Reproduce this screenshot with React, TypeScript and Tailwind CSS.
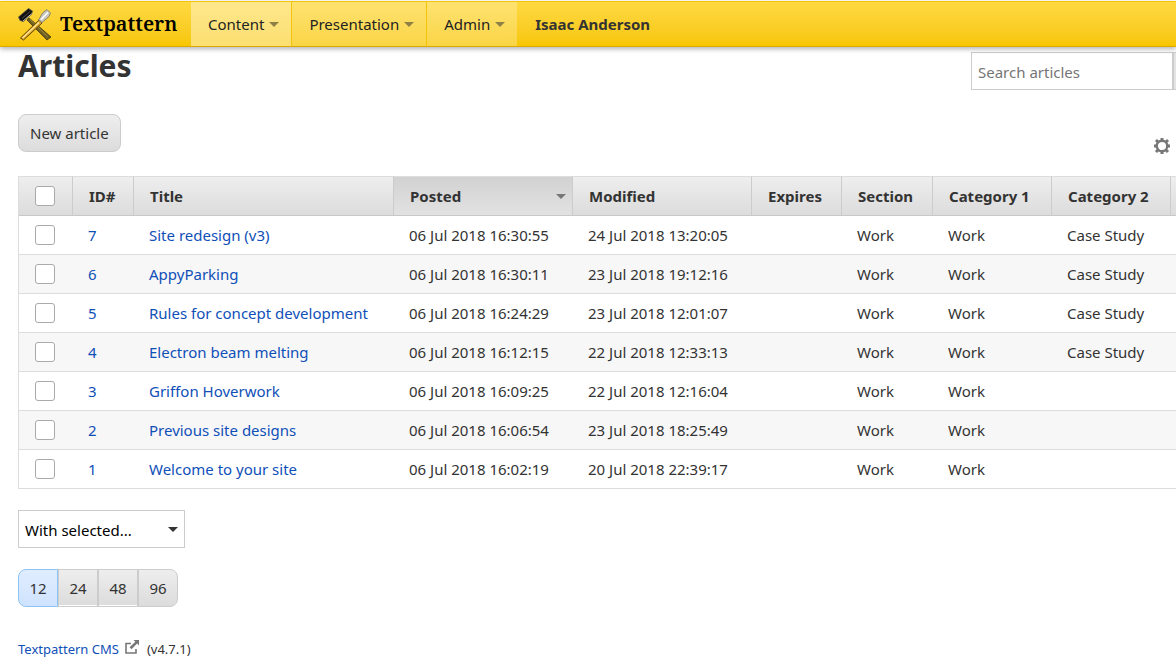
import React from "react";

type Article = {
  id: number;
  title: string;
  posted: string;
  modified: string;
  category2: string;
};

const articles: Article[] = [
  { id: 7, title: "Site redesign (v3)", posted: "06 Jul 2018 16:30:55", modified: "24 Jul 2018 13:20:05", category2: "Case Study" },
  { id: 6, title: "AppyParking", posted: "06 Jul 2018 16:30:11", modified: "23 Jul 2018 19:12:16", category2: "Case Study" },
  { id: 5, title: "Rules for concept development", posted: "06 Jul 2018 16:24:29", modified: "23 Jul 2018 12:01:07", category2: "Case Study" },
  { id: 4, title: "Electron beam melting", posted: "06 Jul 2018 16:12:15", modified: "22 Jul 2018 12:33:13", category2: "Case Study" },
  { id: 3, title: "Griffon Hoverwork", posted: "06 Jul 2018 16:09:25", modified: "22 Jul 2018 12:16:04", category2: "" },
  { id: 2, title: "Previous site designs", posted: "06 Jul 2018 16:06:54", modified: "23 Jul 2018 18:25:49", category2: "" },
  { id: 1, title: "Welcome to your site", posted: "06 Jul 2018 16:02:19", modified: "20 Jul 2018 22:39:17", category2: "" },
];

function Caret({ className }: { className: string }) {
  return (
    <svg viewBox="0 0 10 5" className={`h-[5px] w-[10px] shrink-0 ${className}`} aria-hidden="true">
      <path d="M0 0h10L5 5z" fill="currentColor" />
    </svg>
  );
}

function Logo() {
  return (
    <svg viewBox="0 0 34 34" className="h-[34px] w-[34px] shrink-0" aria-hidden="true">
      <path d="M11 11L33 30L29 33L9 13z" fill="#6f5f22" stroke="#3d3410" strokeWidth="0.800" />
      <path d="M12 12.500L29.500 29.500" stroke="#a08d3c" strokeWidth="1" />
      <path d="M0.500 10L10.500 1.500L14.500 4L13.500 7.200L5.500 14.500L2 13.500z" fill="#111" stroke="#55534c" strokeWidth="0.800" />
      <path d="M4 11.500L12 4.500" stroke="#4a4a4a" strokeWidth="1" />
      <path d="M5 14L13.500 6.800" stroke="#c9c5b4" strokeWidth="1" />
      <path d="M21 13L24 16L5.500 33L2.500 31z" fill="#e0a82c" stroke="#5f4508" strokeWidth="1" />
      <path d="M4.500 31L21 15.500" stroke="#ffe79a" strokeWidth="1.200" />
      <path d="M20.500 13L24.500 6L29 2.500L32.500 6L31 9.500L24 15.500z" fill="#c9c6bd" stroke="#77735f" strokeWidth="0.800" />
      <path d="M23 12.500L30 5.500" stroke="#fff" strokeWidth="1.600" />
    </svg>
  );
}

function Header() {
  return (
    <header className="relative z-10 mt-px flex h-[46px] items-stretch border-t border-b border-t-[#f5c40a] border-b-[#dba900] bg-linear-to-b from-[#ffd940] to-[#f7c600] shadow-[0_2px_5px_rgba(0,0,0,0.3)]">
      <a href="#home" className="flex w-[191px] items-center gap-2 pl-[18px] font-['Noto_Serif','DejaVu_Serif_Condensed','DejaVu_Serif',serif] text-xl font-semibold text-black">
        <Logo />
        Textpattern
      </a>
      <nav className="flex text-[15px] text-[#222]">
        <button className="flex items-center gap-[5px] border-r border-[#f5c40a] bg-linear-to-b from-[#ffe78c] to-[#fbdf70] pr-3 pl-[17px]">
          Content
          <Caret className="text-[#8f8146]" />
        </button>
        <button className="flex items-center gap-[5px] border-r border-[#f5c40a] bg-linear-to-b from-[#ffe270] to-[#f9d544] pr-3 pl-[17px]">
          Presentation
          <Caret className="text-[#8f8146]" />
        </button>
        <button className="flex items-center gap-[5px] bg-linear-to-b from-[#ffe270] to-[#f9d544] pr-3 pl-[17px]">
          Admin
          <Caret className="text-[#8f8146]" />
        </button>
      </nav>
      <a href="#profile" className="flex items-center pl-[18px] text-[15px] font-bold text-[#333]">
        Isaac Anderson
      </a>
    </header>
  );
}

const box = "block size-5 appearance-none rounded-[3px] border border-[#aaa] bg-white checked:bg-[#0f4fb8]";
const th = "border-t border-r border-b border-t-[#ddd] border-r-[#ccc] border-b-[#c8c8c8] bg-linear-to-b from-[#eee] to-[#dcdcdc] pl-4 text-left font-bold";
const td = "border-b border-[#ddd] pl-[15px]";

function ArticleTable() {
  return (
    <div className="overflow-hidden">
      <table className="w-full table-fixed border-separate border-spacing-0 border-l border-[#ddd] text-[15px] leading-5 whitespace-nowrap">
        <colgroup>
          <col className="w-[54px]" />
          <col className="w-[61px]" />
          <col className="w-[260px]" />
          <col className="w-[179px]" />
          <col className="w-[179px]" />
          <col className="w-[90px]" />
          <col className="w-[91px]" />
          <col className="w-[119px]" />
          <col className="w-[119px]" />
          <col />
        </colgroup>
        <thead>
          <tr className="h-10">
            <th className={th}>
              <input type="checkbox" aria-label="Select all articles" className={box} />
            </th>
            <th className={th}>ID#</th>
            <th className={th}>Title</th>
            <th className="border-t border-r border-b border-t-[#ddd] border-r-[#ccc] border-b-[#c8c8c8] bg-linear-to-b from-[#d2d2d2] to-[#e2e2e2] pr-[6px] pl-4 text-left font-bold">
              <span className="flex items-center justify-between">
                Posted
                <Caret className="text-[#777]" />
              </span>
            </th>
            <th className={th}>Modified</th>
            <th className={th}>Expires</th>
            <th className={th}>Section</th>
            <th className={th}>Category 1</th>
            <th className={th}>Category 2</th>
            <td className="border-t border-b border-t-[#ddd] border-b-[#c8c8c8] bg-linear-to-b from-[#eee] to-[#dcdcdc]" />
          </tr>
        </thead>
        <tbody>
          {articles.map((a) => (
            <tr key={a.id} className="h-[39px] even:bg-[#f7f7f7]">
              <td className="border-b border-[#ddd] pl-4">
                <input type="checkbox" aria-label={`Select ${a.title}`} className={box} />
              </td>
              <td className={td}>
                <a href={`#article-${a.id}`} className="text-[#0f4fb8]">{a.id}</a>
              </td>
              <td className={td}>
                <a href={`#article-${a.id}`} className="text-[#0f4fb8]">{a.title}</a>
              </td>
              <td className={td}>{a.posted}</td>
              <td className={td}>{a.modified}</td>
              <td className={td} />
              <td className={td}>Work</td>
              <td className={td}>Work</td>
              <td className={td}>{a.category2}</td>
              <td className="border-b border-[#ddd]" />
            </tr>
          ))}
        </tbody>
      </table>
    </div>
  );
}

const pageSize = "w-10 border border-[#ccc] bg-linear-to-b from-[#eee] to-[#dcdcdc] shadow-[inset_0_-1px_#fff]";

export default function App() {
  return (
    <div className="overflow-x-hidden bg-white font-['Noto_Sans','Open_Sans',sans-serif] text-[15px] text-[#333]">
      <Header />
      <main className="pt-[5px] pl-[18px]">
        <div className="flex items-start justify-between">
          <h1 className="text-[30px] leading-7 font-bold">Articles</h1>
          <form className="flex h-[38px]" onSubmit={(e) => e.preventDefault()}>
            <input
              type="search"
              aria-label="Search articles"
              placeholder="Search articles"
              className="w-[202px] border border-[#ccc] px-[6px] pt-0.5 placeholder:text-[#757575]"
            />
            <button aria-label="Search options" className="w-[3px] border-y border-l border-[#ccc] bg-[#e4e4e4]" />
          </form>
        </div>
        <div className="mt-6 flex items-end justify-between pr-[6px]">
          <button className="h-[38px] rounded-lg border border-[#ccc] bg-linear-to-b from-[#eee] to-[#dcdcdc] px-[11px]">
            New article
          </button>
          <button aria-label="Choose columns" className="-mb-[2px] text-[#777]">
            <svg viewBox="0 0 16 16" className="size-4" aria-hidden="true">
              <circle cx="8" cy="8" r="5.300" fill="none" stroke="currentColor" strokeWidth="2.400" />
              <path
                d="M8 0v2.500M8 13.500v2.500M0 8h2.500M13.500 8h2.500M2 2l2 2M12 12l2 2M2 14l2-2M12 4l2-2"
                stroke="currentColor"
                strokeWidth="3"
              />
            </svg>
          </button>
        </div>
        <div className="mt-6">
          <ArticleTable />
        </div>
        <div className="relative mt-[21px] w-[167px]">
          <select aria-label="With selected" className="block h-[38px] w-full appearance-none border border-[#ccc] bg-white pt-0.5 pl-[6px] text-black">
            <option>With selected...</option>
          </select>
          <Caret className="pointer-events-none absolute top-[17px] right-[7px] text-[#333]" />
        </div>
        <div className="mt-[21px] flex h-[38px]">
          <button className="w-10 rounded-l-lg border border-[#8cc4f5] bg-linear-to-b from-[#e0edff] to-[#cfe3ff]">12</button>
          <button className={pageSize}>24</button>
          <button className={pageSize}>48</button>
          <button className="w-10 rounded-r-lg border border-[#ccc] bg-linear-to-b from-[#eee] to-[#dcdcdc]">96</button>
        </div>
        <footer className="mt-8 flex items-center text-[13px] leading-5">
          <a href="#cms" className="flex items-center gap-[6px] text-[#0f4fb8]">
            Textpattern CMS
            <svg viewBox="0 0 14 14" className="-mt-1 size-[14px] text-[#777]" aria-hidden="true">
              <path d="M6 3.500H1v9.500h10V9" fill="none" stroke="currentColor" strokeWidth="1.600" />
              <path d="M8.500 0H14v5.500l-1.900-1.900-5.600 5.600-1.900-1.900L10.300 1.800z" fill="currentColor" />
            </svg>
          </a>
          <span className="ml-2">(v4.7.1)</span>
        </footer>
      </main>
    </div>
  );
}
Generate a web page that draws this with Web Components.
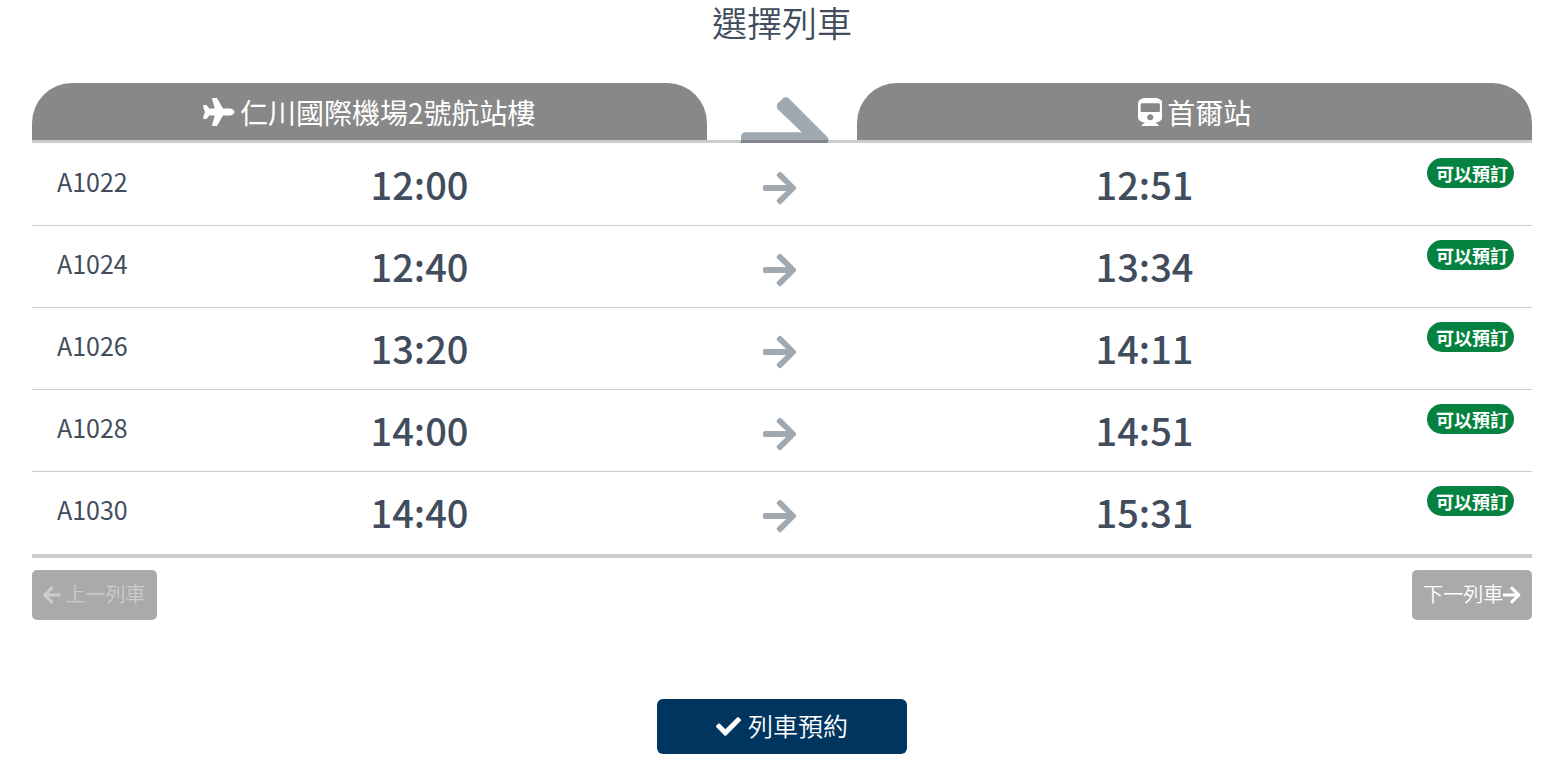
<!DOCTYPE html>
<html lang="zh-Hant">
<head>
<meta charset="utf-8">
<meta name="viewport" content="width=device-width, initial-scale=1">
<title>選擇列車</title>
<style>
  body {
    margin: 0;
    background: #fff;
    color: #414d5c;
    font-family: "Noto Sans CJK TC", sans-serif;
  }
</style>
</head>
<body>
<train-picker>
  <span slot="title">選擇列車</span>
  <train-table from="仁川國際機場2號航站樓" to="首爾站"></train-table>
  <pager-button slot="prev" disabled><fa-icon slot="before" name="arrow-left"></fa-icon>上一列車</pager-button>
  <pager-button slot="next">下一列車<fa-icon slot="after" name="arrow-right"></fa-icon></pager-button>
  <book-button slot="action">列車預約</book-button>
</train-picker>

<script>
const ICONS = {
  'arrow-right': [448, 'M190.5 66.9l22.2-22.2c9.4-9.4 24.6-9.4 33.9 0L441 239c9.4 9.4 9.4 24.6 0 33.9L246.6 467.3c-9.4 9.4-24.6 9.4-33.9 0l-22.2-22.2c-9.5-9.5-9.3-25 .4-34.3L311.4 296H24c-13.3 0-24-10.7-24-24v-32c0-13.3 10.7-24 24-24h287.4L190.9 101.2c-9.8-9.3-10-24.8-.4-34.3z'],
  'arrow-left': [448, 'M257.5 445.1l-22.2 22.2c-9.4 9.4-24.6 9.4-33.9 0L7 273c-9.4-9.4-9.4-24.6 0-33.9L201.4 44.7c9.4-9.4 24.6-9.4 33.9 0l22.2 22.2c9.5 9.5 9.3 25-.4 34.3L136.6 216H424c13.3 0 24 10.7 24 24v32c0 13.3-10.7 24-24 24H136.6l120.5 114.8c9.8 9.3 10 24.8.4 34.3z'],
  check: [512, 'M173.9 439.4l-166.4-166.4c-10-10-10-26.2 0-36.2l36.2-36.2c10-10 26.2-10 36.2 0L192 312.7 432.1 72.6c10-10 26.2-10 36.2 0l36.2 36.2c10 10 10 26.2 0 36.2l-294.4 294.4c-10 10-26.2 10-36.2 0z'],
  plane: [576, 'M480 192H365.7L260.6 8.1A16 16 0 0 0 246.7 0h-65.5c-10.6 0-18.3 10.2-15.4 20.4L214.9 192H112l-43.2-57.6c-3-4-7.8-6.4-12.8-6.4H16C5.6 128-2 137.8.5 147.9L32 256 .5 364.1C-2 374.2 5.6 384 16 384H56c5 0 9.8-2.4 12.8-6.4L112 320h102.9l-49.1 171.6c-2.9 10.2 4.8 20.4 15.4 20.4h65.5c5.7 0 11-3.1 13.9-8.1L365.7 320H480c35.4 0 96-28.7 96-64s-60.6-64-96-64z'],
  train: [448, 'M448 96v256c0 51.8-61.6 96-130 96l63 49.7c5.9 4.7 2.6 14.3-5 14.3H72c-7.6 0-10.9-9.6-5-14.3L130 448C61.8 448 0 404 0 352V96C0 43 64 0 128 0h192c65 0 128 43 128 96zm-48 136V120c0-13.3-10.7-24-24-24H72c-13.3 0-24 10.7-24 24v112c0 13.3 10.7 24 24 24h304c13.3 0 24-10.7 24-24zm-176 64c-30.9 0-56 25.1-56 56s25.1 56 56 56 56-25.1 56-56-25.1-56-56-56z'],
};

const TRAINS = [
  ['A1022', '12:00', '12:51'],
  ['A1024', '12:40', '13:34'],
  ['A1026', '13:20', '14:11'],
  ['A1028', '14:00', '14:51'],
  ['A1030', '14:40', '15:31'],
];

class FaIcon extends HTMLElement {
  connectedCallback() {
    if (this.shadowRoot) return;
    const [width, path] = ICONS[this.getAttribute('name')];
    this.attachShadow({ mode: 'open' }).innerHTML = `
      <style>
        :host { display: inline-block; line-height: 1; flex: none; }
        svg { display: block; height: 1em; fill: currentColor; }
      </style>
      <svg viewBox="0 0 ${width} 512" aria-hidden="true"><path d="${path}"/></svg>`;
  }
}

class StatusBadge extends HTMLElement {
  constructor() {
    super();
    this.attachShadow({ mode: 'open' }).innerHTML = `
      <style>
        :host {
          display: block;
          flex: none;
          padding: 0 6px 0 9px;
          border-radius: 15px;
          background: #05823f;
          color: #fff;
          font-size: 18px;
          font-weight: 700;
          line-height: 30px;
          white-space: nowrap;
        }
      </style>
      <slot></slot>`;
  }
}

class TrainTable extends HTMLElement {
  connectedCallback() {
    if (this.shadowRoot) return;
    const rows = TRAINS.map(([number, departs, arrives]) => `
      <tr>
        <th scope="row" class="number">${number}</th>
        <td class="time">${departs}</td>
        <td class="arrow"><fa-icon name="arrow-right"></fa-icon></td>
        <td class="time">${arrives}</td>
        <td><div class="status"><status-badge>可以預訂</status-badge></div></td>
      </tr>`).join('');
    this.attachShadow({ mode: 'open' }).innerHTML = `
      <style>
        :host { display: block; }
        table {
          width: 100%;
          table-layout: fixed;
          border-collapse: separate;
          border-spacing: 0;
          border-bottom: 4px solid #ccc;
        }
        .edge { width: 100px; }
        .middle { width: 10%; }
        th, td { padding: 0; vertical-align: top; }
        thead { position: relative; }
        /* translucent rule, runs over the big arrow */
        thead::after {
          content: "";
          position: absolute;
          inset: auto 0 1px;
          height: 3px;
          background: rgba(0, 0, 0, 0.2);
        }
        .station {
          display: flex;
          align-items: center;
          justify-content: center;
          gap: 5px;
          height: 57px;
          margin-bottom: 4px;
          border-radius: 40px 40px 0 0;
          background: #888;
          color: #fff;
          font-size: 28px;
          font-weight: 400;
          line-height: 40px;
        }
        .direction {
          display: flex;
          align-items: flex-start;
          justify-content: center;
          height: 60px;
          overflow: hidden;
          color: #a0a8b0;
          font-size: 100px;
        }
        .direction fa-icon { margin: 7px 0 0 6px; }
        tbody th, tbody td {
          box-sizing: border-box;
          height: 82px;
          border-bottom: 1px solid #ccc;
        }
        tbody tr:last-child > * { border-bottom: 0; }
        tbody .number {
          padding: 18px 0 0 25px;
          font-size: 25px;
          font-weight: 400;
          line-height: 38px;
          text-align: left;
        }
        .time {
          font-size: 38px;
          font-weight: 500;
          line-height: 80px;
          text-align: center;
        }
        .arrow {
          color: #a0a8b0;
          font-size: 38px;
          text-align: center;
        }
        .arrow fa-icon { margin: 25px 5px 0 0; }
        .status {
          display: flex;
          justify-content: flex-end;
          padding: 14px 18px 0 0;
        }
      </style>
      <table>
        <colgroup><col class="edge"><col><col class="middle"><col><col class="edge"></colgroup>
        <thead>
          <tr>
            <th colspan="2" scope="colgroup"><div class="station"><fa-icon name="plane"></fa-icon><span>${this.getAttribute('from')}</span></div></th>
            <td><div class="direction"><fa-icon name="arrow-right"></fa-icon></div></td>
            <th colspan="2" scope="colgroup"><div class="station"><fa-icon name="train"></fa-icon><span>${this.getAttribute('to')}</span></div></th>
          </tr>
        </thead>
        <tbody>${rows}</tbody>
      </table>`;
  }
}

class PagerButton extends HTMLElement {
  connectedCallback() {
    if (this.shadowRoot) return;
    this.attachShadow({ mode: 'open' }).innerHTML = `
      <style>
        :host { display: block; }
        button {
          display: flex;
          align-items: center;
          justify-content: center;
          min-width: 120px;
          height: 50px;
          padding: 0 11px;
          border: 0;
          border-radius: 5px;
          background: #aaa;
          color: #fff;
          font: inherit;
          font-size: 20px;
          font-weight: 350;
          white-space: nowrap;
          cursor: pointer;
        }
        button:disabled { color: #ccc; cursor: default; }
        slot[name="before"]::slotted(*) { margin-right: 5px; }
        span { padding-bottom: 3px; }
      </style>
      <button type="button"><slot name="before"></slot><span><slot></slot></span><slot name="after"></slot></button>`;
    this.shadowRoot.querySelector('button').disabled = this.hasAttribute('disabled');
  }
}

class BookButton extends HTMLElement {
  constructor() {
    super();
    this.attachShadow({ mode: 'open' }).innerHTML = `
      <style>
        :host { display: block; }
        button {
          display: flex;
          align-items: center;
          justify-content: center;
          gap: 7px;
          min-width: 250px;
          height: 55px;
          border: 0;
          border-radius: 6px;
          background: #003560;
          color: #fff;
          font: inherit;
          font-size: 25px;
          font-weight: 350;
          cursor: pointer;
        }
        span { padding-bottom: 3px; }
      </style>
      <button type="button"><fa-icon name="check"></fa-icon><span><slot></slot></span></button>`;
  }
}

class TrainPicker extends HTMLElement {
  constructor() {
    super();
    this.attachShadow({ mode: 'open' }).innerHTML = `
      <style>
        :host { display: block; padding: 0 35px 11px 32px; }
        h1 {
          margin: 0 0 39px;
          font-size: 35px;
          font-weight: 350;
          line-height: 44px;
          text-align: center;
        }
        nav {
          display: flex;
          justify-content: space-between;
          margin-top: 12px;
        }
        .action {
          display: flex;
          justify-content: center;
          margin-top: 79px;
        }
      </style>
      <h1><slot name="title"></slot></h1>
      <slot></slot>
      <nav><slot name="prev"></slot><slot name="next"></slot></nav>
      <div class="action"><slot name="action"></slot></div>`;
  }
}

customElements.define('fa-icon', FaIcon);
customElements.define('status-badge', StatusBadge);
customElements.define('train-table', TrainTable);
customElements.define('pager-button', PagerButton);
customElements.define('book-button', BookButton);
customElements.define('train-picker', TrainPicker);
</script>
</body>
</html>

» **WHAT TO PRODUCE**
Above are the records; copy exactly the lines from the one with "Generate a web" through the one with "</train-picker>", including both, and nothing more. Leave out pictures.

» **SOLUTION FOR THIS EXERCISE**
Generate a web page that draws this with Web Components.
<!DOCTYPE html>
<html lang="zh-Hant">
<head>
<meta charset="utf-8">
<meta name="viewport" content="width=device-width, initial-scale=1">
<title>選擇列車</title>
<style>
  body {
    margin: 0;
    background: #fff;
    color: #414d5c;
    font-family: "Noto Sans CJK TC", sans-serif;
  }
</style>
</head>
<body>
<train-picker>
  <span slot="title">選擇列車</span>
  <train-table from="仁川國際機場2號航站樓" to="首爾站"></train-table>
  <pager-button slot="prev" disabled><fa-icon slot="before" name="arrow-left"></fa-icon>上一列車</pager-button>
  <pager-button slot="next">下一列車<fa-icon slot="after" name="arrow-right"></fa-icon></pager-button>
  <book-button slot="action">列車預約</book-button>
</train-picker>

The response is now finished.